*Task description*: Reproduce exactly, and nothing else, the lines from the one that contains "Convert this screenshot" through the one that contains "import React from". Leave the pictures out.

Entries with page source code:
┌──

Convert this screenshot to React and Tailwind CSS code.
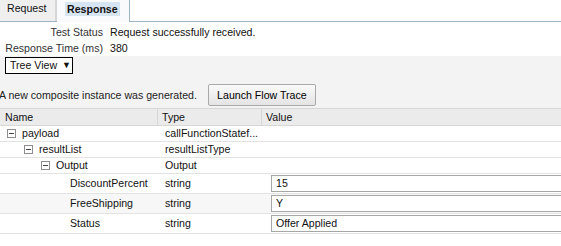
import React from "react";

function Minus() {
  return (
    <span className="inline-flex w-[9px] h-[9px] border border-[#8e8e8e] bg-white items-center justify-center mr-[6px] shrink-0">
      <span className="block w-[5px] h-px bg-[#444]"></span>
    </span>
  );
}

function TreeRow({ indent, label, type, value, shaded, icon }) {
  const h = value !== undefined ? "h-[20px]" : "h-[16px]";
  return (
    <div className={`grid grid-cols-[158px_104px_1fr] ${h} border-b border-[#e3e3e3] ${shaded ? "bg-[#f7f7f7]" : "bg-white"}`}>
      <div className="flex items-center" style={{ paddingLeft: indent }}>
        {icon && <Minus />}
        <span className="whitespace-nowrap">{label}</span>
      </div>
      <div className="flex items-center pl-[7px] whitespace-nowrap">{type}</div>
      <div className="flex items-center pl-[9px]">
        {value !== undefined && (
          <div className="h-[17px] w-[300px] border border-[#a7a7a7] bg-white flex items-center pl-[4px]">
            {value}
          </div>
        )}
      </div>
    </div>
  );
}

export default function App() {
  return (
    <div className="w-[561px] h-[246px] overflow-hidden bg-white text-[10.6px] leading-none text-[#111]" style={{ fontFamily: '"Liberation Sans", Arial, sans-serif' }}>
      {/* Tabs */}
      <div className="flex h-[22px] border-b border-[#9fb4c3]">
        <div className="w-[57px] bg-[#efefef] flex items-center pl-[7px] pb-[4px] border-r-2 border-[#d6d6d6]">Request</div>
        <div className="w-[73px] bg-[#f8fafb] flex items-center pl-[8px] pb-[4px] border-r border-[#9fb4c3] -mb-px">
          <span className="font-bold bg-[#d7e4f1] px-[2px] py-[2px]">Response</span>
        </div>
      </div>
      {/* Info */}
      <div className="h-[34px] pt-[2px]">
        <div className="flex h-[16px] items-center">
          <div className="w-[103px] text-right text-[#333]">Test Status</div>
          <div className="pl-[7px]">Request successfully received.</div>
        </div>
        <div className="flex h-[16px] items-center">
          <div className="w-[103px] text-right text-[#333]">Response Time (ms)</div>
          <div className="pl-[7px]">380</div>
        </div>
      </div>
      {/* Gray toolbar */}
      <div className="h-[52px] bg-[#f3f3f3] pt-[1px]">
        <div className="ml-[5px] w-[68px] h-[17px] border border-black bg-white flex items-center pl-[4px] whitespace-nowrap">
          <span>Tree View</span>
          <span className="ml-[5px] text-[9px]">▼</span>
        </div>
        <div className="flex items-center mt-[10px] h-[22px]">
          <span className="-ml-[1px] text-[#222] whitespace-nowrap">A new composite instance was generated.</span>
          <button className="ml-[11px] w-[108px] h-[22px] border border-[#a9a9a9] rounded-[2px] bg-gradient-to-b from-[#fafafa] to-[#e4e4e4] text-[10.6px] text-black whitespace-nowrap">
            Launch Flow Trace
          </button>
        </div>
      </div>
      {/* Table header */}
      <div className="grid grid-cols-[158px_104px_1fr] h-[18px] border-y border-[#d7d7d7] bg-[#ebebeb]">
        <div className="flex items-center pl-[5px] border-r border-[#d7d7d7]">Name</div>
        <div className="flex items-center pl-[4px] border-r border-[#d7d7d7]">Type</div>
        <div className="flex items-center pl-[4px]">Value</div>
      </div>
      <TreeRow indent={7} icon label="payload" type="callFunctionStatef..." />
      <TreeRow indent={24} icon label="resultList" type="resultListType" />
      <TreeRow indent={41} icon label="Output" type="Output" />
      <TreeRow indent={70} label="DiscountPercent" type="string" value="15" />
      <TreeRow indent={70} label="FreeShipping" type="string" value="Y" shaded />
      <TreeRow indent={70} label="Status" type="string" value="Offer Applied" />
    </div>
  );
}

└──
┌──

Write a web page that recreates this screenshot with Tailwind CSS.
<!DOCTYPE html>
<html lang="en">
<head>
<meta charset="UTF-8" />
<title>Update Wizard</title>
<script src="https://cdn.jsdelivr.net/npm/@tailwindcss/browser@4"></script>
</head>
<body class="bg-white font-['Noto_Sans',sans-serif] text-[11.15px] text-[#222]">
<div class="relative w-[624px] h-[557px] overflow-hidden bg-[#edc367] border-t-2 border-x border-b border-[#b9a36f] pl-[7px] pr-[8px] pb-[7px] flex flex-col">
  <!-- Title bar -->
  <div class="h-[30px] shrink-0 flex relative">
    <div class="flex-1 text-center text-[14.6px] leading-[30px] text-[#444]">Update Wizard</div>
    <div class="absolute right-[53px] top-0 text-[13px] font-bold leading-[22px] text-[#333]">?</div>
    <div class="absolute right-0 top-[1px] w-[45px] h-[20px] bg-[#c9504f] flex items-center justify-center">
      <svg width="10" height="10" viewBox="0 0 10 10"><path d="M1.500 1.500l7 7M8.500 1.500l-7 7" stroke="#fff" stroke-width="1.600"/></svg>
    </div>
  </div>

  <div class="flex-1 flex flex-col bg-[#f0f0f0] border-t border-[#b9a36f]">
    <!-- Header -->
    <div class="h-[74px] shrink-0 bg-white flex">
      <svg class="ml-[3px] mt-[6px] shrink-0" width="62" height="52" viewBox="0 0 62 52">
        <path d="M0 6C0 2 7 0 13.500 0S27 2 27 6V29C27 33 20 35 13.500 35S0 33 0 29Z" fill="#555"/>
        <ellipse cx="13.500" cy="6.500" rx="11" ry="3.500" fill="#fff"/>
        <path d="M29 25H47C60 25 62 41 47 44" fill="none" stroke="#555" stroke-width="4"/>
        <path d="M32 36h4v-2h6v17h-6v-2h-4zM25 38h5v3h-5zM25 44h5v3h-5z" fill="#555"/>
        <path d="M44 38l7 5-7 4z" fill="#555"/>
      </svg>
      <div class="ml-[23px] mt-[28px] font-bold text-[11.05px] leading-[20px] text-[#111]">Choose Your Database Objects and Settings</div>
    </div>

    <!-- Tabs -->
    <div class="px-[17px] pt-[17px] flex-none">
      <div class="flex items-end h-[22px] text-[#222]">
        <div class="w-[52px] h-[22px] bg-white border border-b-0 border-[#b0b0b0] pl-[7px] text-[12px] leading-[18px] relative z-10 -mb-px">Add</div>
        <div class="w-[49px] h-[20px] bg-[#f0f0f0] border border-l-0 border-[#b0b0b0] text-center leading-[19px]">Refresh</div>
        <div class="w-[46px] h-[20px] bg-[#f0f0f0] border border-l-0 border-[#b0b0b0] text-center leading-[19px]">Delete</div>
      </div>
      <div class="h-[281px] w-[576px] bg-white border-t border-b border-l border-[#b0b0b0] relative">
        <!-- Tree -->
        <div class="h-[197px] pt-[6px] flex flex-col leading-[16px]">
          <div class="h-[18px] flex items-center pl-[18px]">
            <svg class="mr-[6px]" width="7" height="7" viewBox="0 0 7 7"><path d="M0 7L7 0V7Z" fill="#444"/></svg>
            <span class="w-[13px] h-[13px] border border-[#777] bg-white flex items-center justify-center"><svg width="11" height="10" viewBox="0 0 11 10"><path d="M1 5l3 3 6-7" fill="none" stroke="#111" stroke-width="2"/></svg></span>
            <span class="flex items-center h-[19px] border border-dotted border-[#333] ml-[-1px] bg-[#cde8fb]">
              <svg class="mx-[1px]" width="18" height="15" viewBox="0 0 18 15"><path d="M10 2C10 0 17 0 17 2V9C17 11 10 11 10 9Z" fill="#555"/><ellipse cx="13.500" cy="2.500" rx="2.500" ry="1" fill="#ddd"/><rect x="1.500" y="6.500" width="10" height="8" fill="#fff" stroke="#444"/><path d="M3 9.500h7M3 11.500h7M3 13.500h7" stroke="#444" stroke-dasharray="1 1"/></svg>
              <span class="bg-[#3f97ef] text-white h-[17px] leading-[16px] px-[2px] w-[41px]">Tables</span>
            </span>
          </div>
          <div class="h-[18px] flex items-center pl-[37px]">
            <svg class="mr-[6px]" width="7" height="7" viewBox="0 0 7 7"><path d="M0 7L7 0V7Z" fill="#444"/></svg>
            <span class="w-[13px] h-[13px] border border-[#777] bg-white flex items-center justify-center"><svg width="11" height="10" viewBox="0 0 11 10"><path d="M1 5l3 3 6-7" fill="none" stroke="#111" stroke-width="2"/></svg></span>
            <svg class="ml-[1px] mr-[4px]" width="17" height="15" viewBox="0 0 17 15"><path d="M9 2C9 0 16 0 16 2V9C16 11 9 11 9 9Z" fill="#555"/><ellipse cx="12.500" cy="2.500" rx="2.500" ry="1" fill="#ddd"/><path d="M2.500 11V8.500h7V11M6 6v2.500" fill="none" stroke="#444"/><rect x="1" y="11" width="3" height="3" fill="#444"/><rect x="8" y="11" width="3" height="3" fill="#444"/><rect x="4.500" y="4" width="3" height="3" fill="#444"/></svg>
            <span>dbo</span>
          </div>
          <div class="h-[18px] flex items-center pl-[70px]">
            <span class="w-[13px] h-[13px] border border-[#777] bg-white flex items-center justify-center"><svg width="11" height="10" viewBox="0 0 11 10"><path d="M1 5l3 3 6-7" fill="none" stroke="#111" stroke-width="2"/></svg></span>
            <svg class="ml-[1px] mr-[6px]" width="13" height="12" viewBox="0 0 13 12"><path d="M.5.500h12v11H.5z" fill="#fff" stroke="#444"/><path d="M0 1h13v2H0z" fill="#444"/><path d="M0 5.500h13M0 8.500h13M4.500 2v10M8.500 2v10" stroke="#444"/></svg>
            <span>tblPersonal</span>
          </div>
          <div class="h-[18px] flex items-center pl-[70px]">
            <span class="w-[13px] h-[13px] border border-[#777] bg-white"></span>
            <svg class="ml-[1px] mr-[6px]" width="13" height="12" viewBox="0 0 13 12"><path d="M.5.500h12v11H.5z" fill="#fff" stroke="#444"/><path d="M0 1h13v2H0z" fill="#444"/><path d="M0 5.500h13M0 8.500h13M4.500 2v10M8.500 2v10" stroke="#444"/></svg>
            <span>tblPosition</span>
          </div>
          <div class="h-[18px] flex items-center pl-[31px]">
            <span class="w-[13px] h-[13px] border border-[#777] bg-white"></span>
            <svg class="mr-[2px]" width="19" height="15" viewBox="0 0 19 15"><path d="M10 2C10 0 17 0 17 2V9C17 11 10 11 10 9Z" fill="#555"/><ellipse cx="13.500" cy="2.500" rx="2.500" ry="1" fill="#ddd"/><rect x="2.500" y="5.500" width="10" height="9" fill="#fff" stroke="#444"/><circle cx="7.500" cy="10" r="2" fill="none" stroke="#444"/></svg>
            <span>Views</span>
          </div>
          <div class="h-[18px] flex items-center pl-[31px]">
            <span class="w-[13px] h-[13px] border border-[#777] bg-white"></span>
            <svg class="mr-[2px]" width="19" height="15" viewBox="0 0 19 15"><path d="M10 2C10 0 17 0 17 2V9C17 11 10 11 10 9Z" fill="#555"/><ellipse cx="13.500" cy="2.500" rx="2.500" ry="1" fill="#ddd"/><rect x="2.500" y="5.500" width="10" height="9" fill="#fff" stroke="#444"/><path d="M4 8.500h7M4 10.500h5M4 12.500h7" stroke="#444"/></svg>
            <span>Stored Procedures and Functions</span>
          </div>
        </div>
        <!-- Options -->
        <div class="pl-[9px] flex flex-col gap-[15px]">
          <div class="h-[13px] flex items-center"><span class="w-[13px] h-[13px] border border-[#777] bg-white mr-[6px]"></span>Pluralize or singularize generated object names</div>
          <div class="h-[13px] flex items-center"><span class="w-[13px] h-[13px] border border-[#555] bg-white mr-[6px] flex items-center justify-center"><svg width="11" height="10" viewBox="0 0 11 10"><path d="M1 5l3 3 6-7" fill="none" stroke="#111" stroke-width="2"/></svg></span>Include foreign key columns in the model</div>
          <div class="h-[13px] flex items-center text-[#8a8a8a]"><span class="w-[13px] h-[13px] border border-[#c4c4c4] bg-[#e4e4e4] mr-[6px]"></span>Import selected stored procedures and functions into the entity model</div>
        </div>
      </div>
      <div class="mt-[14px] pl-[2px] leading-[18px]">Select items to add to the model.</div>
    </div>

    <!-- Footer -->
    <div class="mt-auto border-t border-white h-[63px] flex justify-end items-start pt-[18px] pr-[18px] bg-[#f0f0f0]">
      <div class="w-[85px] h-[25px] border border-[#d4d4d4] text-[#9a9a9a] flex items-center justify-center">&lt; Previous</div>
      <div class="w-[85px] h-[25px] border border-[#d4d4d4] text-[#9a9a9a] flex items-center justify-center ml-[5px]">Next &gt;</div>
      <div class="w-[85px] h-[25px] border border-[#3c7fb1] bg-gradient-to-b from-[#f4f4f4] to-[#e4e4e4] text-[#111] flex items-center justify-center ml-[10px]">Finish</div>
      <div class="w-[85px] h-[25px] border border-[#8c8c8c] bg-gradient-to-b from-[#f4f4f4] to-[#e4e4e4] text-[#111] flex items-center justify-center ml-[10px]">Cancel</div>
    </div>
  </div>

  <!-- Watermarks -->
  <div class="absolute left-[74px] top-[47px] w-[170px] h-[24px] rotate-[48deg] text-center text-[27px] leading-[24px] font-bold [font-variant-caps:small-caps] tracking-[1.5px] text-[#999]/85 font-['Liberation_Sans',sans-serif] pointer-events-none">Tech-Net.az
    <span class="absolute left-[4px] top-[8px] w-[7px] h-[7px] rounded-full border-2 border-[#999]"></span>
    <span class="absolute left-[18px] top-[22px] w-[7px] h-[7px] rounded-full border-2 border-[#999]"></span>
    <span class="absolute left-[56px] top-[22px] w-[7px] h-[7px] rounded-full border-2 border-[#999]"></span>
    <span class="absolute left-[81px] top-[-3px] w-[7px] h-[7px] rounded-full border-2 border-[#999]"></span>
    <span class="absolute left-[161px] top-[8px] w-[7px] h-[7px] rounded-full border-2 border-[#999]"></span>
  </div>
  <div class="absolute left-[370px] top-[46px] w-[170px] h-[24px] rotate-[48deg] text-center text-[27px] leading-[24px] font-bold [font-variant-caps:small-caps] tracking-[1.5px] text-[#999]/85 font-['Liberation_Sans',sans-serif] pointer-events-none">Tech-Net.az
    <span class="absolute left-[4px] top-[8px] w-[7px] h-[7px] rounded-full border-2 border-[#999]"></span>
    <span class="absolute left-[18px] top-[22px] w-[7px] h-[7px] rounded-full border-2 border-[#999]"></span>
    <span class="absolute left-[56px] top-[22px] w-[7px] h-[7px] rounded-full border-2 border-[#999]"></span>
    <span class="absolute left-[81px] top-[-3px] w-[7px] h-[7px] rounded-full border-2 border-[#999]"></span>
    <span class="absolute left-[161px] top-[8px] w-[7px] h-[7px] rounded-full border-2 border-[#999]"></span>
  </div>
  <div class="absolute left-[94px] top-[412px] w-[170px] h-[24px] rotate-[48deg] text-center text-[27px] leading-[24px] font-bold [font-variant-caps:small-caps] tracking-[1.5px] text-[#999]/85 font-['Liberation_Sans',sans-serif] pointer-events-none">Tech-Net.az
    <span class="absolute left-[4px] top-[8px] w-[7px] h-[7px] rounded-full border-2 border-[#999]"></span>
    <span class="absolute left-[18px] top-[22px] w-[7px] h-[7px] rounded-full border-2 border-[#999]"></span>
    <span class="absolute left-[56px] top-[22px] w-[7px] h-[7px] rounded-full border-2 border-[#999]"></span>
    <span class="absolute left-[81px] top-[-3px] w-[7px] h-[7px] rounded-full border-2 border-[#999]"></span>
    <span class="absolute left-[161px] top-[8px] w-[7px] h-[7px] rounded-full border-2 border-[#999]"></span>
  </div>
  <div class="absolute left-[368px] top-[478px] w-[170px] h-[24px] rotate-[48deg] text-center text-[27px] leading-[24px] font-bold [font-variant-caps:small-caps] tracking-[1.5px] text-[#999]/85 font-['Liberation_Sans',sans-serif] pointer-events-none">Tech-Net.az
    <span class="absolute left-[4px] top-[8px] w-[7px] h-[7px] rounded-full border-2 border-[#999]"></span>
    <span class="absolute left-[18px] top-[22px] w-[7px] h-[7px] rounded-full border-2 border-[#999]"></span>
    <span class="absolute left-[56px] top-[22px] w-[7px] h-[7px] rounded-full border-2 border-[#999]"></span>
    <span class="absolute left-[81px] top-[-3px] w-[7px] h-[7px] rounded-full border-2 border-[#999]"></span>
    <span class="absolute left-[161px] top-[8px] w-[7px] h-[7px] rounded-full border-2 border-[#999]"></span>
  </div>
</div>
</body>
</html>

└──

*Output of the task*:
Convert this screenshot to React and Tailwind CSS code.
import React from "react";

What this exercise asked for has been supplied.